--- Start MATERIAL ---

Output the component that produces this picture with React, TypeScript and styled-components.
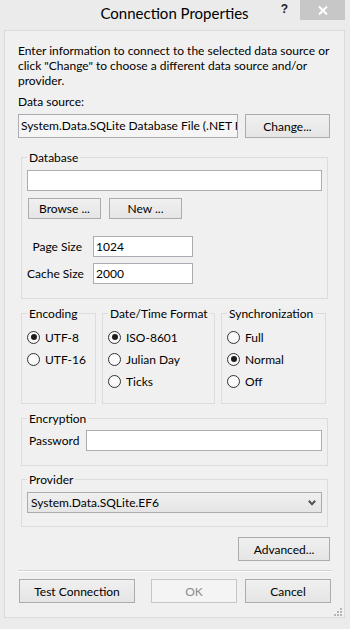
import React from "react";
import styled, { createGlobalStyle } from "styled-components";

const GlobalStyle = createGlobalStyle`
  html, body {
    margin: 0;
    padding: 0;
    background: #ebebeb;
  }
  body {
    font-family: Lato, "Noto Sans", "Liberation Sans", sans-serif;
    font-size: 12px;
    color: #000;
  }
`;

const Window = styled.div`
  width: 350px;
  height: 629px;
  box-sizing: border-box;
  padding: 0 5px 0 4px;
  background: #ebebeb;
  display: flex;
  flex-direction: column;
`;

const TitleBar = styled.div`
  height: 30px;
  display: grid;
  grid-template-columns: 66px 1fr 66px;
  align-items: start;
`;

const Title = styled.div`
  grid-column: 2;
  text-align: center;
  font-size: 15px;
  line-height: 26px;
  color: #000;
`;

const Controls = styled.div`
  display: flex;
  align-items: flex-start;
  justify-content: flex-end;
`;

const HelpGlyph = styled.span`
  font-family: "Liberation Sans", sans-serif;
  font-weight: bold;
  font-size: 12px;
  line-height: 14px;
  margin: 2px 12px 0 0;
  color: #222;
`;

const CloseButton = styled.div`
  width: 45px;
  height: 20px;
  background: #c7c7c7;
  display: flex;
  align-items: center;
  justify-content: center;
`;

const Client = styled.div`
  position: relative;
  height: 588px;
  box-sizing: border-box;
  border: 1px solid #dadada;
  background: #f0f0f0;
  padding: 12px 12px 0 13px;
  display: flex;
  flex-direction: column;
`;

const Intro = styled.p`
  margin: 0;
  line-height: 15px;
  white-space: nowrap;
`;

const Caption = styled.div`
  margin-top: 6px;
  line-height: 15px;
`;

const SourceRow = styled.div`
  margin-top: 5px;
  display: flex;
  gap: 7px;
`;

const TextBox = styled.div<{ $width?: number; $height?: number; $readOnly?: boolean }>`
  ${(p) => (p.$width ? `width: ${p.$width}px;` : "flex: 1 1 auto;")}
  height: ${(p) => p.$height ?? 21}px;
  flex-shrink: 0;
  box-sizing: border-box;
  border: 1px solid #abadb3;
  background: ${(p) => (p.$readOnly ? "#f5f5f5" : "#fff")};
  padding: 0 2px;
  line-height: ${(p) => (p.$height ?? 21) - 2}px;
  white-space: nowrap;
  overflow: hidden;
`;

const Button = styled.div<{ $width: number; $height?: number; $disabled?: boolean }>`
  width: ${(p) => p.$width}px;
  height: ${(p) => p.$height ?? 24}px;
  box-sizing: border-box;
  border: 1px solid ${(p) => (p.$disabled ? "#c6c6c6" : "#acacac")};
  background: ${(p) =>
    p.$disabled ? "#f4f4f4" : "linear-gradient(#f0f0f0, #e5e5e5)"};
  color: ${(p) => (p.$disabled ? "#8b8b8b" : "#000")};
  display: flex;
  align-items: center;
  justify-content: center;
  white-space: nowrap;
`;

const Group = styled.fieldset<{ $width?: number; $pb?: number }>`
  margin: 0;
  ${(p) => (p.$width ? `width: ${p.$width}px;` : "")}
  box-sizing: border-box;
  border: 1px solid #dcdcdc;
  padding: 0 5px ${(p) => p.$pb ?? 14}px 5px;
  min-width: 0;
`;

const Legend = styled.legend`
  padding: 0 2px;
  line-height: 15px;
  white-space: nowrap;
`;

const WideGroup = styled(Group)<{ $top: number }>`
  margin: ${(p) => p.$top}px 4px 0 3px;
`;

const DbPathBox = styled(TextBox)`
  margin-top: 5px;
`;

const ButtonRow = styled.div`
  margin: 7px 0 0 1px;
  display: flex;
  gap: 8px;
`;

const FieldRow = styled.div<{ $top: number }>`
  margin-top: ${(p) => p.$top}px;
  display: flex;
  align-items: center;
`;

const FieldLabel = styled.span<{ $width: number; $align?: string }>`
  width: ${(p) => p.$width}px;
  flex-shrink: 0;
  text-align: ${(p) => p.$align ?? "right"};
  white-space: nowrap;
  box-sizing: border-box;
  padding-left: ${(p) => (p.$align === "left" ? 2 : 0)}px;
  margin-right: ${(p) => (p.$align === "left" ? 0 : 11)}px;
`;

const OptionsRow = styled.div`
  margin: 7px 4px 0 3px;
  display: flex;
  gap: 6px;
`;

const RadioList = styled.div`
  margin-top: 5px;
  display: flex;
  flex-direction: column;
`;

const RadioItem = styled.label`
  height: 22px;
  display: flex;
  align-items: center;
  gap: 5px;
  white-space: nowrap;
`;

const RadioDot = styled.span<{ $checked?: boolean }>`
  width: 13px;
  height: 13px;
  flex-shrink: 0;
  box-sizing: border-box;
  border-radius: 50%;
  border: 1px solid #333;
  background: radial-gradient(circle at 50% 40%, #fff, #f2f2f2);
  display: flex;
  align-items: center;
  justify-content: center;
  &::after {
    content: "";
    width: 6px;
    height: 6px;
    border-radius: 50%;
    background: ${(p) => (p.$checked ? "#1c1c1c" : "transparent")};
  }
`;

const ComboBox = styled.div`
  margin-top: 5px;
  height: 21px;
  box-sizing: border-box;
  border: 1px solid #acacac;
  background: linear-gradient(#f0f0f0, #e5e5e5);
  padding: 0 5px 0 3px;
  display: flex;
  align-items: center;
  justify-content: space-between;
`;

const AdvancedRow = styled.div`
  margin: 10px 2px 0 0;
  display: flex;
  justify-content: flex-end;
`;

const Separator = styled.div`
  margin-top: 9px;
  height: 1px;
  border-top: 1px solid #d3d3d3;
  background: #fff;
`;

const Footer = styled.div`
  margin: 7px 1px 0 1px;
  display: flex;
  justify-content: space-between;
`;

const FooterRight = styled.div`
  display: flex;
  gap: 8px;
`;

const Grip = styled.svg`
  position: absolute;
  right: 2px;
  bottom: 1px;
`;

type RadioOption = { label: string; checked?: boolean };

function RadioGroup({ title, width, options }: { title: string; width: number; options: RadioOption[] }) {
  return (
    <Group $width={width} $pb={11}>
      <Legend>{title}</Legend>
      <RadioList>
        {options.map((o) => (
          <RadioItem key={o.label}>
            <RadioDot $checked={o.checked} />
            {o.label}
          </RadioItem>
        ))}
      </RadioList>
    </Group>
  );
}

export default function App() {
  return (
    <>
      <GlobalStyle />
      <Window>
        <TitleBar>
          <Title>Connection Properties</Title>
          <Controls>
            <HelpGlyph>?</HelpGlyph>
            <CloseButton>
              <svg width="10" height="9" viewBox="0 0 10 9">
                <path d="M1 0.5 L9 8.5 M9 0.5 L1 8.5" stroke="#fff" strokeWidth="2" />
              </svg>
            </CloseButton>
          </Controls>
        </TitleBar>
        <Client>
          <Intro>
            Enter information to connect to the selected data source or
            <br />
            click "Change" to choose a different data source and/or
            <br />
            provider.
          </Intro>
          <Caption>Data source:</Caption>
          <SourceRow>
            <TextBox $width={220} $height={24} $readOnly>
              System.Data.SQLite Database File (.NET Framework Data Provider for SQLite)
            </TextBox>
            <Button $width={85}>Change...</Button>
          </SourceRow>

          <WideGroup $top={12}>
            <Legend>Database</Legend>
            <DbPathBox />
            <ButtonRow>
              <Button $width={73} $height={21}>Browse ...</Button>
              <Button $width={73} $height={21}>New ...</Button>
            </ButtonRow>
            <FieldRow $top={17}>
              <FieldLabel $width={55}>Page Size</FieldLabel>
              <TextBox $width={100}>1024</TextBox>
            </FieldRow>
            <FieldRow $top={6}>
              <FieldLabel $width={55}>Cache Size</FieldLabel>
              <TextBox $width={100}>2000</TextBox>
            </FieldRow>
          </WideGroup>

          <OptionsRow>
            <RadioGroup
              title="Encoding"
              width={75}
              options={[{ label: "UTF-8", checked: true }, { label: "UTF-16" }]}
            />
            <RadioGroup
              title="Date/Time Format"
              width={113}
              options={[{ label: "ISO-8601", checked: true }, { label: "Julian Day" }, { label: "Ticks" }]}
            />
            <RadioGroup
              title="Synchronization"
              width={105}
              options={[{ label: "Full" }, { label: "Normal", checked: true }, { label: "Off" }]}
            />
          </OptionsRow>

          <WideGroup $top={7}>
            <Legend>Encryption</Legend>
            <FieldRow $top={4}>
              <FieldLabel $width={59} $align="left">Password</FieldLabel>
              <TextBox />
            </FieldRow>
          </WideGroup>

          <WideGroup $top={6} $pb={13}>
            <Legend>Provider</Legend>
            <ComboBox>
              <span>System.Data.SQLite.EF6</span>
              <svg width="8" height="6" viewBox="0 0 8 6">
                <path d="M0.8 0.8 L4 4.2 L7.2 0.8" stroke="#555" strokeWidth="2" fill="none" />
              </svg>
            </ComboBox>
          </WideGroup>

          <AdvancedRow>
            <Button $width={92}>Advanced...</Button>
          </AdvancedRow>
          <Separator />
          <Footer>
            <Button $width={116}>Test Connection</Button>
            <FooterRight>
              <Button $width={86} $disabled>OK</Button>
              <Button $width={86}>Cancel</Button>
            </FooterRight>
          </Footer>

          <Grip width="8" height="8" viewBox="0 0 8 8">
            {[
              [6, 0],
              [3, 3],
              [6, 3],
              [0, 6],
              [3, 6],
              [6, 6],
            ].map(([x, y]) => (
              <rect key={`${x}-${y}`} x={x} y={y} width="2" height="2" fill="#b5b5b5" />
            ))}
          </Grip>
        </Client>
      </Window>
    </>
  );
}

--- End MATERIAL ---

**REQUIREMENT:**
Of the lines in the material, how many include "React"? Respond with the number alone.

**OUTPUT:**
2